Across Africa, more career driven women are working to shape the future of the continent. To ensure greater equality of opportunities generally, majority of MENA countries now have more than one businesswomen’s association to support female leadership and organizations are also more active in sustaining their representation by introducing human resource measures to support women’s career advancement. Nezha Hayat, the Vice President of the Regional committee for Africa and The Middle East with the International Organization of Financial Market Regulators is an example of a Moroccan business woman who plays an influential role in the private sector in Africa. In Nigeria, women occupy 22% of board seats in commercial banks according to the Central Bank of Nigeria statistics. The Governor of CBN, Mr Godwin Emefiele affirmed that banks with more women on their board and in top management positions are better managed. Ibukun Awosika, the current Chairman of First Bank Nigeria and Osaretin Demuren, the first female Chairman of Guaranty Trust Bank are exemplary examples of women changing the narrative in the Nigerian Banking Industry. In Sub-Saharan Africa, International Finance Cooperation has also partnered with institutes of directors and regulators on events aimed at building a pool of board ready female candidates. 
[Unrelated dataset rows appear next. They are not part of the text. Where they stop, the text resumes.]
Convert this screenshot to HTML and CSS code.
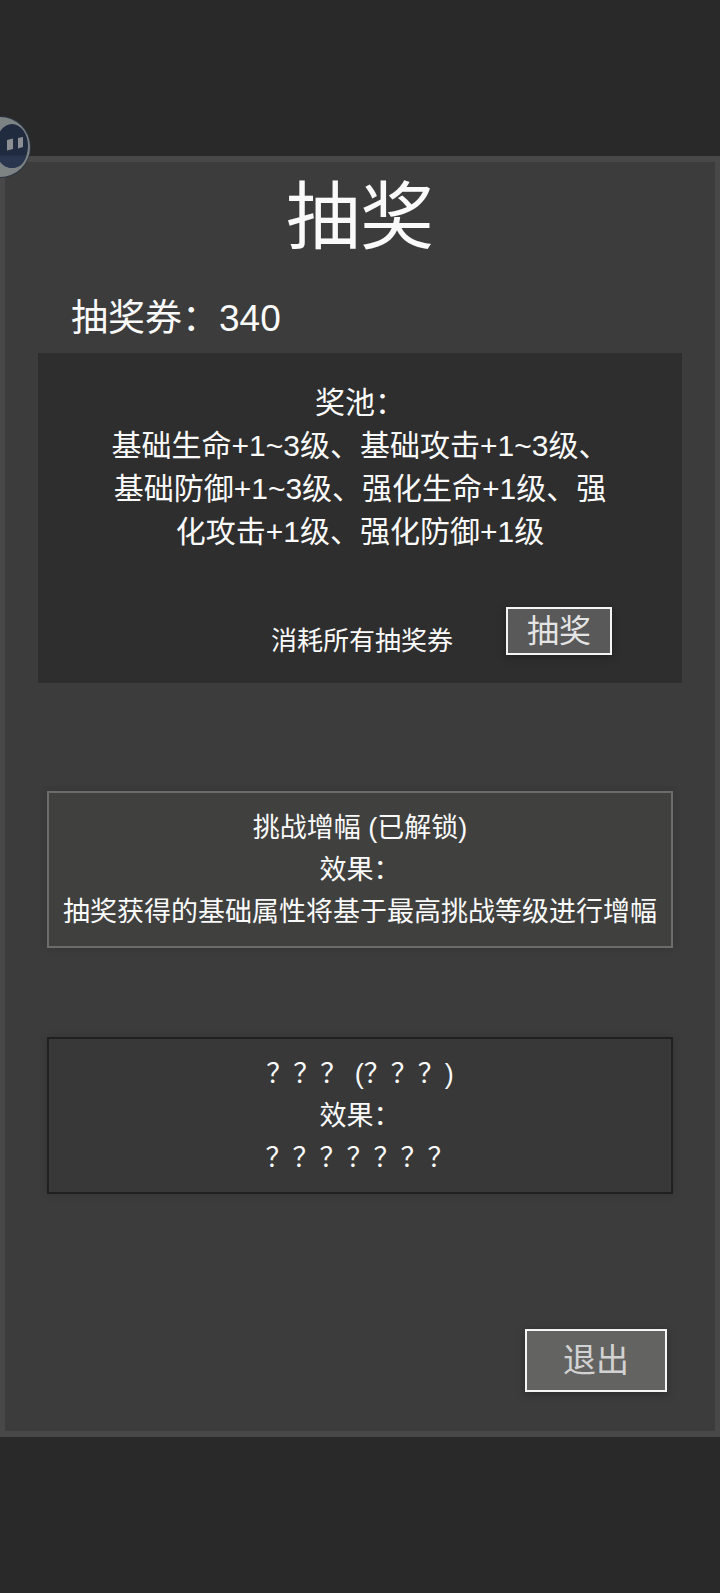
FILE: index.html
```html
<!DOCTYPE html>
<html lang="zh-CN">
<head>
<meta charset="utf-8">
<meta name="viewport" content="width=device-width, initial-scale=1">
<title>抽奖</title>
<link rel="stylesheet" href="styles.css">
</head>
<body>
<main class="panel">
  <h1 class="title">抽奖</h1>
  <p class="tickets">抽奖券：340</p>

  <section class="pool">
    <div class="pool-text">
      <p>奖池：</p>
      <p>基础生命+1~3级、基础攻击+1~3级、基础防御+1~3级、强化生命+1级、强化攻击+1级、强化防御+1级</p>
    </div>
    <div class="pool-action">
      <span class="cost">消耗所有抽奖券</span>
      <button class="button draw" type="button">抽奖</button>
    </div>
  </section>

  <section class="perks">
    <article class="perk unlocked">
      <p>挑战增幅 (已解锁)</p>
      <p>效果：</p>
      <p>抽奖获得的基础属性将基于最高挑战等级进行增幅</p>
    </article>
    <article class="perk locked">
      <p>？？？ (？？？)</p>
      <p>效果：</p>
      <p>？？？？？？？</p>
    </article>
  </section>

  <footer class="footer">
    <button class="button exit" type="button">退出</button>
  </footer>
</main>

<svg class="mascot" viewBox="0 0 32 64" aria-hidden="true">
  <circle cx="0" cy="32" r="31" fill="#2b3644"/>
  <circle cx="0" cy="32" r="30" fill="#7d8283"/>
  <ellipse cx="12" cy="31" rx="16" ry="22" fill="#212b40"/>
  <path d="M-3 40.500H26.500Q23 53 12 53Q1 53 -3 40.500Z" fill="#2a364e"/>
  <path d="M7 25L13 23.500V34L7 35.500Z" fill="#8b8f94"/>
  <path d="M18 23L23 22V32L18 33.500Z" fill="#8b8f94"/>
</svg>
</body>
</html>
```
FILE: styles.css
```css
* {
  box-sizing: border-box;
}

body {
  margin: 0;
  min-height: 100vh;
  display: flex;
  flex-direction: column;
  justify-content: center;
  background: #292929;
  color: #fafafa;
  font-family: "Liberation Sans", "Noto Sans CJK SC", sans-serif;
}

p,
h1 {
  margin: 0;
  font-weight: 400;
}

.panel {
  display: flex;
  flex-direction: column;
  padding: 2px 33px 39px;
  background: #3c3c3c;
  border: solid #484848;
  border-width: 6px 5px;
}

.title {
  font-size: 74px;
  line-height: 108px;
  text-align: center;
}

.tickets {
  padding: 19px 0 6px 33px;
  font-size: 37px;
  line-height: 56px;
}

.pool {
  display: flex;
  flex-direction: column;
  gap: 54px;
  padding: 28px 67px;
  background: #2e2e2e;
}

.pool-text {
  font-size: 30px;
  line-height: 43px;
  text-align: center;
}

.pool-action {
  display: flex;
  justify-content: flex-end;
  align-items: center;
  gap: 53px;
  padding-right: 3px;
}

.cost {
  padding-top: 20px;
  font-size: 26px;
  line-height: 28px;
}

.button {
  display: flex;
  justify-content: center;
  border: 2px solid #f4f4f4;
  font-family: inherit;
  box-shadow: 0 2px 8px rgba(0, 0, 0, 0.3);
}

.draw {
  padding: 0 19px;
  background: #595959;
  color: #e4e4e4;
  font-size: 32px;
  line-height: 44px;
}

.exit {
  padding: 4px 36px;
  background: #636361;
  color: #d2d2d2;
  font-size: 33px;
  line-height: 51px;
}

.perks {
  display: flex;
  flex-direction: column;
  gap: 89px;
  padding: 108px 9px 0;
}

.perk {
  padding: 14px 8px 13px;
  border: 2px solid;
  font-size: 27px;
  line-height: 42px;
  text-align: center;
  box-shadow: 0 0 8px rgba(0, 0, 0, 0.15);
}

.unlocked {
  background: #40403e;
  border-color: #6c6c69;
}

.locked {
  background: #383838;
  border-color: #202020;
}

.footer {
  display: flex;
  justify-content: flex-end;
  padding: 135px 15px 0 0;
}

.mascot {
  position: absolute;
  top: 115px;
  left: 0;
  width: 32px;
  height: 64px;
}
```
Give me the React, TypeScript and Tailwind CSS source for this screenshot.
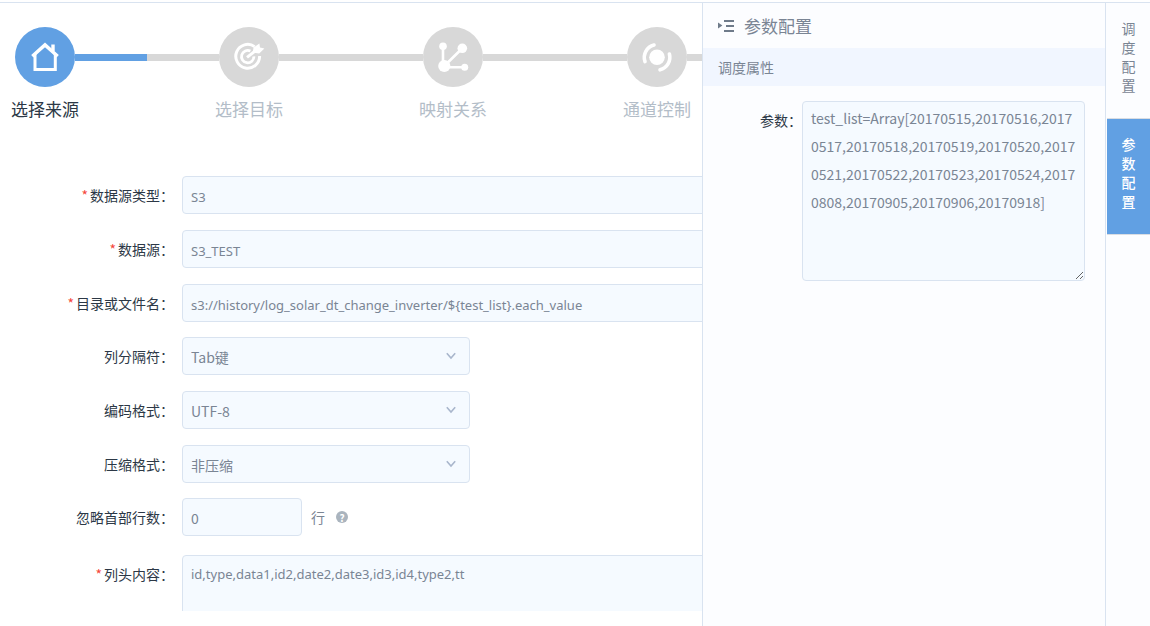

Research has shown that organizations with greater share of women on their board of directors and executives tend to perform better financially. McKinsey’s report further revealed that if women’s economic participation were at the same level as men, $28 trillion could be added to the world’s economic growth by 2025. Africa has made remarkable strides in ensuring women are better represented in senior positions however, for a gender balanced work environment to be attainable, organizations need to commit towards transforming their present system. 

The opinions expressed in this blog post are the views of the author.